Rows from a dataset of pages and code
______

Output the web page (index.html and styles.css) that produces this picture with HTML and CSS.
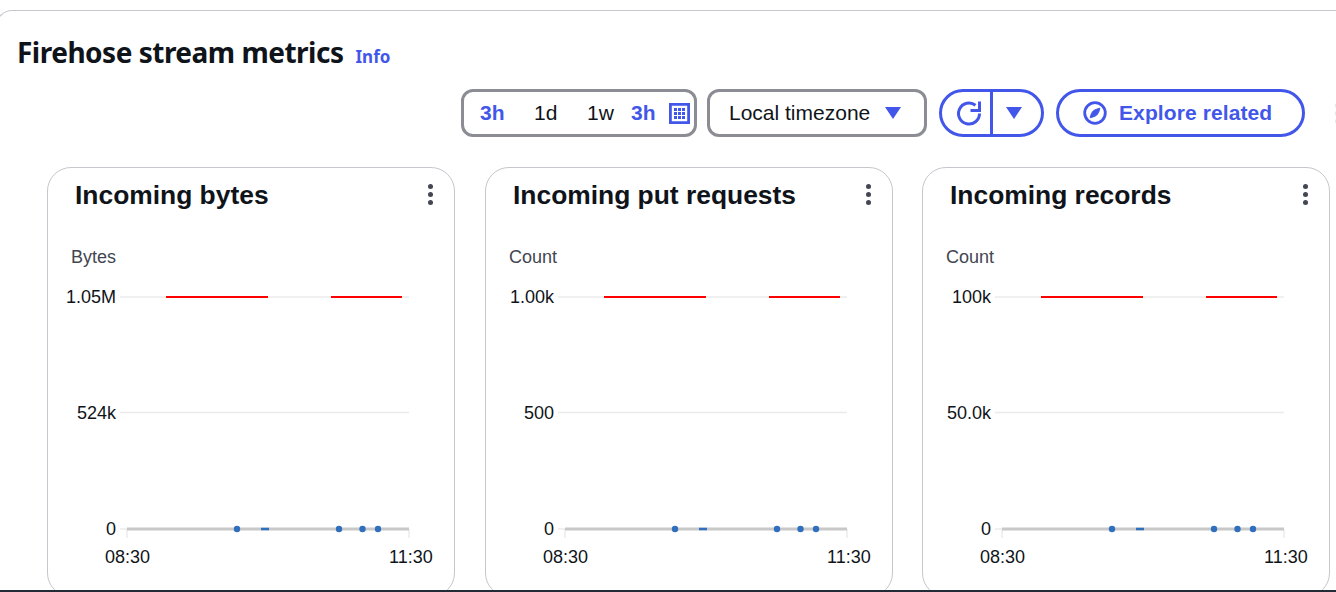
FILE: index.html
```html
<!DOCTYPE html>
<html lang="en">
<head>
<meta charset="utf-8">
<title>Firehose stream metrics</title>
<link rel="stylesheet" href="styles.css">
</head>
<body>
<section class="panel">
  <header class="head">
    <h2 class="title">Firehose stream metrics</h2>
    <a class="info">Info</a>
  </header>
  <div class="toolbar">
    <div class="range">
      <span class="opt on">3h</span>
      <span class="opt">1d</span>
      <span class="opt">1w</span>
      <span class="opt on cur">3h</span>
      <svg class="cal" width="21" height="21" viewBox="0 0 21 21"><path fill="#fff" stroke="#4257ea" stroke-width="2.8" d="M1.400 1.400h18.200v18.200H1.400z"/><path fill="#4257ea" d="M5 5h3v3H5zM9 5h3v3H9zM13 5h3v3h-3zM5 9h3v3H5zM9 9h3v3H9zM13 9h3v3h-3zM5 13h3v3H5zM9 13h3v3H9zM13 13h3v3h-3z"/></svg>
    </div>
    <div class="tz"><span>Local timezone</span><i class="caret"></i></div>
    <div class="split">
      <span class="split-a"><svg width="26" height="26" viewBox="0 0 26 26"><path fill="none" stroke="#4257ea" stroke-width="3" d="M23.500 13.500A10.500 10.500 0 1 1 19.500 5.300"/><path fill="none" stroke="#4257ea" stroke-width="3" d="M23.500 1.500v9h-9"/></svg></span>
      <span class="split-b"><i class="caret"></i></span>
    </div>
    <div class="explore">
      <svg width="24" height="24" viewBox="0 0 24 24"><circle cx="12" cy="12" r="10.300" fill="none" stroke="#4257ea" stroke-width="2.800"/><path fill="#4257ea" stroke="#4257ea" stroke-width="1" stroke-linejoin="round" d="M16.800 7.200C16.500 10 15 13 13.500 14.300 12 15.500 9.500 16 7.200 16.800 7.500 14 9 11 10.500 9.700 12 8.500 14.500 8 16.800 7.200z"/></svg>
      <span>Explore related</span>
    </div>
    <div class="more-cut"><b></b><b></b><b></b></div>
  </div>
  <div class="cards">
    <article class="card">
      <div class="card-head"><h3>Incoming bytes</h3><span class="dots"><b></b><b></b><b></b></span></div>
      <div class="unit">Bytes</div>
      <div class="chart">
        <span class="yl y1">1.05M</span><span class="yl y2">524k</span><span class="yl y3">0</span>
        <svg class="plot" width="300" height="262" viewBox="0 0 300 262"><g class="grid"><path d="M4 5h289M4 120.500h289M4 237h7"/><path d="M11 237v9M293 237v9"/></g><path class="axis" d="M11 237h282"/><path class="red" d="M50 5h102M215 5h71"/><g class="blue"><circle cx="121" cy="237" r="3.2"/><path d="M145 237h8"/><circle cx="223" cy="237" r="3.2"/><circle cx="246.500" cy="237" r="3.2"/><circle cx="262" cy="237" r="3.2"/></g></svg>
        <span class="xl x1">08:30</span><span class="xl x2">11:30</span>
      </div>
    </article>
    <article class="card">
      <div class="card-head"><h3>Incoming put requests</h3><span class="dots"><b></b><b></b><b></b></span></div>
      <div class="unit">Count</div>
      <div class="chart">
        <span class="yl y1">1.00k</span><span class="yl y2">500</span><span class="yl y3">0</span>
        <svg class="plot" width="300" height="262" viewBox="0 0 300 262"><g class="grid"><path d="M4 5h289M4 120.500h289M4 237h7"/><path d="M11 237v9M293 237v9"/></g><path class="axis" d="M11 237h282"/><path class="red" d="M50 5h102M215 5h71"/><g class="blue"><circle cx="121" cy="237" r="3.2"/><path d="M145 237h8"/><circle cx="223" cy="237" r="3.2"/><circle cx="246.500" cy="237" r="3.2"/><circle cx="262" cy="237" r="3.2"/></g></svg>
        <span class="xl x1">08:30</span><span class="xl x2">11:30</span>
      </div>
    </article>
    <article class="card">
      <div class="card-head"><h3>Incoming records</h3><span class="dots"><b></b><b></b><b></b></span></div>
      <div class="unit">Count</div>
      <div class="chart">
        <span class="yl y1">100k</span><span class="yl y2">50.0k</span><span class="yl y3">0</span>
        <svg class="plot" width="300" height="262" viewBox="0 0 300 262"><g class="grid"><path d="M4 5h289M4 120.500h289M4 237h7"/><path d="M11 237v9M293 237v9"/></g><path class="axis" d="M11 237h282"/><path class="red" d="M50 5h102M215 5h71"/><g class="blue"><circle cx="121" cy="237" r="3.2"/><path d="M145 237h8"/><circle cx="223" cy="237" r="3.2"/><circle cx="246.500" cy="237" r="3.2"/><circle cx="262" cy="237" r="3.2"/></g></svg>
        <span class="xl x1">08:30</span><span class="xl x2">11:30</span>
      </div>
    </article>
  </div>
</section>
<div class="bottom-edge"></div>
</body>
</html>
```

FILE: styles.css
```css
* { box-sizing: border-box; }
html, body { margin: 0; height: 592px; overflow: hidden; background: #fff; }
body { font-family: "Liberation Sans", Arial, sans-serif; color: #0f141a; position: relative; }

.panel {
  margin: 10px 0 0 -4px;
  width: 1400px;
  height: 582px;
  border-top: 1px solid #c6c6cd;
  border-left: 1px solid #c6c6cd;
  border-radius: 16px 0 0 0;
  padding: 22px 0 0 20px;
}
.head { display: flex; align-items: baseline; height: 38px; }
.title { margin: 0; font: 700 28px/38px "Noto Sans", sans-serif; letter-spacing: -0.5px; color: #0f141a; }
.info { margin-left: 12px; font: 700 17px/20px "Noto Sans", sans-serif; color: #4257ea; }

.toolbar { display: flex; align-items: center; height: 48px; margin: 18px 0 0 444px; }
.range, .tz {
  height: 48px; border: 3px solid #8c8c94; border-radius: 12px;
  display: flex; align-items: center; font-size: 21px; color: #0f141a; background: #fff;
}
.range { width: 236px; padding-left: 16px; }
.opt { width: 54px; }
.opt:nth-child(2) { width: 53px; }
.opt:nth-child(3) { width: 44px; }
.opt.cur { width: 38px; }
.opt.on { color: #4257ea; font-weight: 700; }
.cal { display: block; flex: none; }
.tz { width: 220px; margin-left: 10px; padding-left: 19px; }
.caret { display: block; width: 0; height: 0; border-left: 8px solid transparent; border-right: 8px solid transparent; border-top: 12px solid #4257ea; }
.tz .caret { margin-left: 15px; }
.split {
  width: 105px; height: 48px; margin-left: 12px; border: 3px solid #4257ea; border-radius: 24px;
  display: flex; align-items: center;
}
.split-a { width: 51px; height: 100%; border-right: 3px solid #4257ea; display: flex; align-items: center; justify-content: center; padding-left: 6px; }
.split-a svg { display: block; }
.split-b { flex: 1; display: flex; justify-content: center; padding-right: 6px; }
.explore {
  width: 249px; height: 48px; margin-left: 12px; border: 3px solid #4257ea; border-radius: 24px;
  display: flex; align-items: center; padding-left: 24px; gap: 12px;
  color: #4257ea; font-size: 21px; font-weight: 700; letter-spacing: 0.1px;
}
.explore svg { display: block; }
.more-cut { margin-left: 30px; display: flex; flex-direction: column; gap: 3px; flex: none; }
.more-cut b { display: block; width: 5px; height: 5px; background: #e4e4e8; border-radius: 50%; }

.cards { display: flex; gap: 30px; margin: 30px 0 0 30px; }
.card {
  width: 408px; height: 430px; flex: none;
  border: 1px solid #c6c6cd; border-radius: 24px;
  padding: 0 21px 0 27px;
}
.card:nth-child(3) { margin-left: -1px; }
.card-head { display: flex; justify-content: space-between; align-items: center; height: 53px; }
.card-head h3 { margin: 2px 0 0; font-size: 26.4px; line-height: 53px; font-weight: 700; color: #0f141a; }
.dots { display: flex; flex-direction: column; gap: 3.3px; }
.dots b { display: block; width: 5px; height: 5px; border-radius: 50%; background: #424650; }
.unit { margin: 26px 0 0 -4px; font-size: 18px; line-height: 20px; color: #424650; }
.chart { position: relative; height: 300px; margin-top: 25px; }
.plot { position: absolute; left: 41px; top: 0; display: block; }
.grid path { fill: none; stroke: #ebebeb; stroke-width: 1.5; }
.axis { fill: none; stroke: #c8c8c8; stroke-width: 3; }
.red { fill: none; stroke: #f00; stroke-width: 2; }
.blue circle { fill: #2f6fbd; }
.blue path { stroke: #2f6fbd; stroke-width: 2.5; fill: none; }
.yl, .xl { position: absolute; font-size: 18px; line-height: 20px; color: #0f141a; }
.yl { right: 317px; text-align: right; }
.y1 { top: -5px; }
.y2 { top: 111px; }
.y3 { top: 227px; }
.xl { top: 255px; }
.x1 { left: 30px; }
.x2 { left: 314px; }

.bottom-edge { position: absolute; left: 0; right: 0; bottom: 0; height: 2px; background: #232b37; }
```
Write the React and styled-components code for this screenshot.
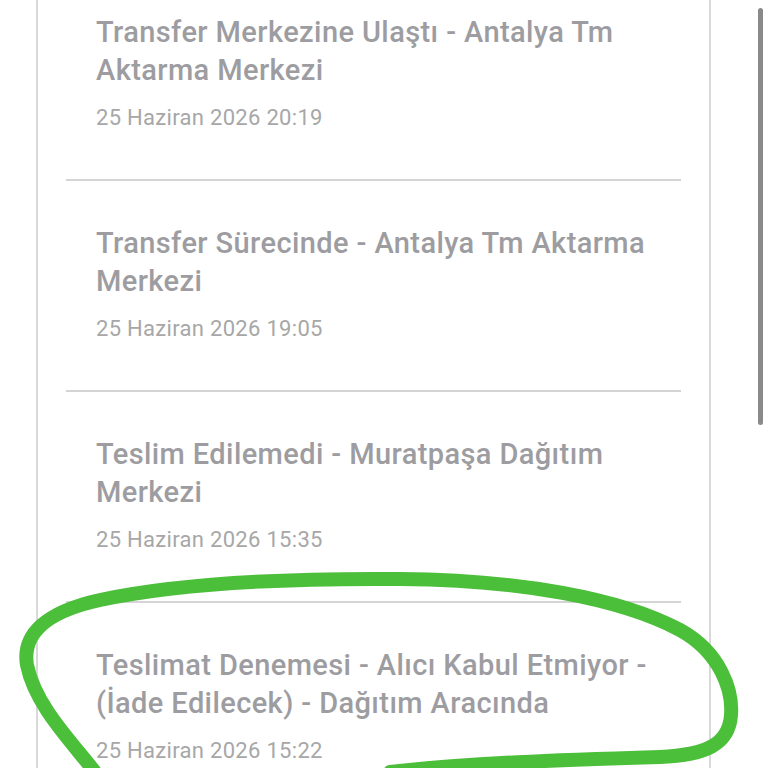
import React from 'react';
import styled, { createGlobalStyle } from 'styled-components';

const events = [
  { title: 'Transfer Merkezine Ulaştı - Antalya Tm Aktarma Merkezi', date: '25 Haziran 2026 20:19' },
  { title: 'Transfer Sürecinde - Antalya Tm Aktarma Merkezi', date: '25 Haziran 2026 19:05' },
  { title: 'Teslim Edilemedi - Muratpaşa Dağıtım Merkezi', date: '25 Haziran 2026 15:35' },
  { title: 'Teslimat Denemesi - Alıcı Kabul Etmiyor - (İade Edilecek) - Dağıtım Aracında', date: '25 Haziran 2026 15:22' },
];

const GlobalStyle = createGlobalStyle`
  html, body {
    margin: 0;
    padding: 0;
    height: 100%;
    overflow: hidden;
    background: #ffffff;
  }
  body {
    font-family: Roboto, "Liberation Sans", sans-serif;
  }
`;

const Screen = styled.div`
  position: relative;
  width: 768px;
  height: 768px;
  overflow: hidden;
  background: #ffffff;
`;

const Card = styled.div`
  box-sizing: border-box;
  margin-left: 36px;
  width: 675px;
  min-height: 768px;
  border-left: 2px solid #d9d9d9;
  border-right: 2px solid #d9d9d9;
  padding: 0 28px;
`;

const Item = styled.div`
  padding: 43px 20px 47px 30px;
  border-bottom: 2px solid #d4d4d4;

  &:first-child {
    padding-top: 13px;
  }
`;

const Title = styled.div`
  font-size: 29px;
  font-weight: 500;
  line-height: 38px;
  letter-spacing: 0.4px;
  color: #9d9da1;
`;

const Stamp = styled.div`
  margin-top: 15px;
  font-size: 22px;
  font-weight: 400;
  line-height: 28px;
  letter-spacing: 0.3px;
  color: #a7a7a7;
`;

const ScrollThumb = styled.div`
  position: absolute;
  top: 8px;
  right: 5px;
  width: 5px;
  height: 417px;
  border-radius: 3px;
  background: #8a8a8a;
`;

const Scribble = styled.svg`
  position: absolute;
  inset: 0;
  pointer-events: none;
`;

export default function App() {
  return (
    <Screen>
      <GlobalStyle />
      <Card>
        {events.map((e, i) => (
          <Item key={i}>
            <Title>{e.title}</Title>
            <Stamp>{e.date}</Stamp>
          </Item>
        ))}
      </Card>
      <ScrollThumb />
      <Scribble width="768" height="768" viewBox="0 0 768 768">
        <path
          d="M 95 772 C 70 740, 35 705, 27 665 C 22 635, 45 612, 100 600 C 180 583, 280 578, 400 579 C 520 580, 620 598, 680 630 C 720 652, 733 690, 731 715 C 729 745, 705 755, 660 757 C 560 760, 470 763, 390 772"
          fill="none"
          stroke="#4cbf3a"
          strokeWidth="14"
          strokeLinecap="round"
          strokeLinejoin="round"
        />
      </Scribble>
    </Screen>
  );
}
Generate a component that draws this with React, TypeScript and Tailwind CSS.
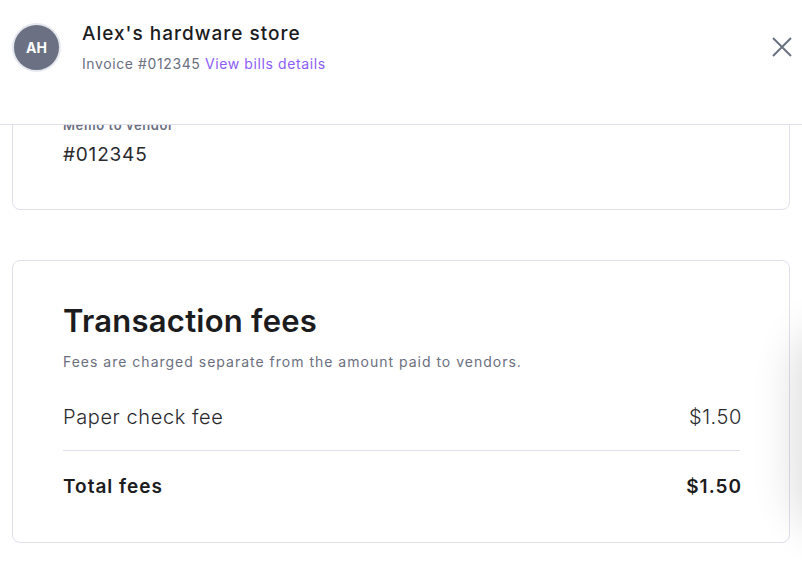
import React from "react";

export default function App() {
  const font = { fontFamily: "Inter, 'Noto Sans', sans-serif" };
  return (
    <div className="relative w-[802px] h-[564px] overflow-hidden bg-white" style={font}>
      <header className="relative z-10 h-[125px] bg-white border-b border-[#dfe0ec] flex items-start">
        <div className="mt-[23px] ml-[12px] w-[49px] h-[49px] rounded-full bg-[#6b7183] border-2 border-[#e6e8ef] flex items-center justify-center">
          <span className="text-white text-[14px] font-bold">AH</span>
        </div>
        <div className="ml-[21px] mt-[21px] flex flex-col">
          <div className="text-[19px] leading-[26px] font-medium text-[#1c1c1e] tracking-[1px]">Alex's hardware store</div>
          <div className="mt-[7px] text-[14px] leading-[20px] text-[#6b6f80] tracking-[0.6px]">
            Invoice #012345 <span className="text-[#8b5cf6]">View bills details</span>
          </div>
        </div>
        <button className="ml-auto mr-[10px] mt-[37px] w-[20px] h-[20px] text-[#6b7280]">
          <svg viewBox="0 0 20 20" width="20" height="20" fill="none" stroke="currentColor" strokeWidth="2">
            <path d="M1 1 L19 19 M19 1 L1 19" />
          </svg>
        </button>
      </header>

      <main className="relative px-[12px] flex flex-col gap-[50px] -mt-[30px]">
        <section className="border border-[#dfe0ec] rounded-[8px] pt-[20px] pb-[42px] px-[50px]">
          <div className="text-[13px] leading-[18px] font-semibold text-[#6b6f80] tracking-[0.6px]">Memo to vendor</div>
          <div className="mt-[9px] text-[19px] leading-[24px] text-[#2a2a2e] tracking-[0.8px]">#012345</div>
        </section>

        <section className="border border-[#dfe0ec] rounded-[8px] pt-[40px] pb-[42px] pl-[50px] pr-[49px]">
          <h2 className="text-[31px] leading-[40px] font-semibold text-[#1c1c1e] tracking-[0.25px]">Transaction fees</h2>
          <p className="mt-[11px] text-[14px] leading-[20px] text-[#6b6f80] tracking-[1px]">
            Fees are charged separate from the amount paid to vendors.
          </p>
          <div className="mt-[32px] flex justify-between items-center text-[20px] leading-[26px] font-light text-[#2a2a2e] tracking-[0.6px]">
            <span>Paper check fee</span>
            <span className="-mr-[2px]">$1.50</span>
          </div>
          <div className="mt-[20px] border-t border-[#dfe0ec]" />
          <div className="mt-[23px] flex justify-between items-center text-[19px] leading-[26px] font-semibold text-[#1c1c1e] tracking-[1px]">
            <span>Total fees</span>
            <span className="-mr-[2px]">$1.50</span>
          </div>
        </section>
      </main>

      <div className="absolute left-[805px] top-[335px] w-[80px] h-[190px] rounded-full shadow-[0_0_40px_14px_rgba(0,0,0,0.12)]" />
    </div>
  );
}
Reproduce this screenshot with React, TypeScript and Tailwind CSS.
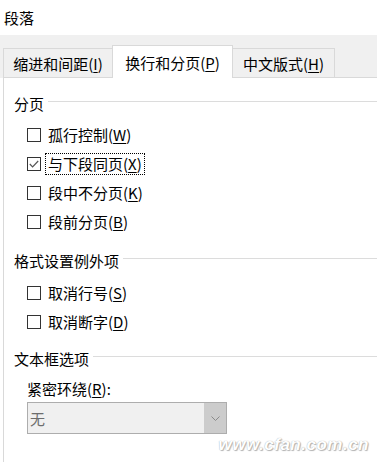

______

• DO THIS: Find the word "with" in the entries, and copy every line it shows up in.

• RESPONSE:
Output the web page (index.html and styles.css) that produces this picture with HTML and CSS.
Generate a component that draws this with React, TypeScript and Tailwind CSS.
Reproduce this screenshot with React, TypeScript and Tailwind CSS.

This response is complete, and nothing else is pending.